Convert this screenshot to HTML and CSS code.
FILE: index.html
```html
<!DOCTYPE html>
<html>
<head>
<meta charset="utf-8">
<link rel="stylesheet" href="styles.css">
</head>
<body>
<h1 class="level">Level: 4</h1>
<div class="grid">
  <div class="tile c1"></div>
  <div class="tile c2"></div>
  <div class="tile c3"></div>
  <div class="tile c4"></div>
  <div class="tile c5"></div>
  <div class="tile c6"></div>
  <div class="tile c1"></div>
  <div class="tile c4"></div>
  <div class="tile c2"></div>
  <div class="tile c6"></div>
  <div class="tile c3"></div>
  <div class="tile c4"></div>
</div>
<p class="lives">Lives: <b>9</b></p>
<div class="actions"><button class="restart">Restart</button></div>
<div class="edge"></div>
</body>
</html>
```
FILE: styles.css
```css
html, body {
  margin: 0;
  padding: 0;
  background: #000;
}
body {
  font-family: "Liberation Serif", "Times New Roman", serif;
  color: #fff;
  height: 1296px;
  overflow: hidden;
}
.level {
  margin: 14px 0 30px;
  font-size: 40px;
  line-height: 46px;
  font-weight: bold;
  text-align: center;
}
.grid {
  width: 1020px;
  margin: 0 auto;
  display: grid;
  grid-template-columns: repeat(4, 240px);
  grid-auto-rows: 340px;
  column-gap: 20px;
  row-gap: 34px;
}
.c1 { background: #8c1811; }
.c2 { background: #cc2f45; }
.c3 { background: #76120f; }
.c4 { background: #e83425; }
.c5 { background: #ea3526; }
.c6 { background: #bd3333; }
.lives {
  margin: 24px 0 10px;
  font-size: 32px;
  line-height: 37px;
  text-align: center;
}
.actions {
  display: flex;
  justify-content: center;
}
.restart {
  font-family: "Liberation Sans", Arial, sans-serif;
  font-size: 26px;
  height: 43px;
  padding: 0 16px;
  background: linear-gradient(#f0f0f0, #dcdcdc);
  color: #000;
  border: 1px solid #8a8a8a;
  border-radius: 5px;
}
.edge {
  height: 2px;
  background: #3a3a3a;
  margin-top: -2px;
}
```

__WRITTEN PROBLEM__
Quote the data above in full, changing nothing.

__WRITTEN ANSWER__
Convert this screenshot to HTML and CSS code.
FILE: index.html
```html
<!DOCTYPE html>
<html>
<head>
<meta charset="utf-8">
<link rel="stylesheet" href="styles.css">
</head>
<body>
<h1 class="level">Level: 4</h1>
<div class="grid">
  <div class="tile c1"></div>
  <div class="tile c2"></div>
  <div class="tile c3"></div>
  <div class="tile c4"></div>
  <div class="tile c5"></div>
  <div class="tile c6"></div>
  <div class="tile c1"></div>
  <div class="tile c4"></div>
  <div class="tile c2"></div>
  <div class="tile c6"></div>
  <div class="tile c3"></div>
  <div class="tile c4"></div>
</div>
<p class="lives">Lives: <b>9</b></p>
<div class="actions"><button class="restart">Restart</button></div>
<div class="edge"></div>
</body>
</html>
```
FILE: styles.css
```css
html, body {
  margin: 0;
  padding: 0;
  background: #000;
}
body {
  font-family: "Liberation Serif", "Times New Roman", serif;
  color: #fff;
  height: 1296px;
  overflow: hidden;
}
.level {
  margin: 14px 0 30px;
  font-size: 40px;
  line-height: 46px;
  font-weight: bold;
  text-align: center;
}
.grid {
  width: 1020px;
  margin: 0 auto;
  display: grid;
  grid-template-columns: repeat(4, 240px);
  grid-auto-rows: 340px;
  column-gap: 20px;
  row-gap: 34px;
}
.c1 { background: #8c1811; }
.c2 { background: #cc2f45; }
.c3 { background: #76120f; }
.c4 { background: #e83425; }
.c5 { background: #ea3526; }
.c6 { background: #bd3333; }
.lives {
  margin: 24px 0 10px;
  font-size: 32px;
  line-height: 37px;
  text-align: center;
}
.actions {
  display: flex;
  justify-content: center;
}
.restart {
  font-family: "Liberation Sans", Arial, sans-serif;
  font-size: 26px;
  height: 43px;
  padding: 0 16px;
  background: linear-gradient(#f0f0f0, #dcdcdc);
  color: #000;
  border: 1px solid #8a8a8a;
  border-radius: 5px;
}
.edge {
  height: 2px;
  background: #3a3a3a;
  margin-top: -2px;
}
```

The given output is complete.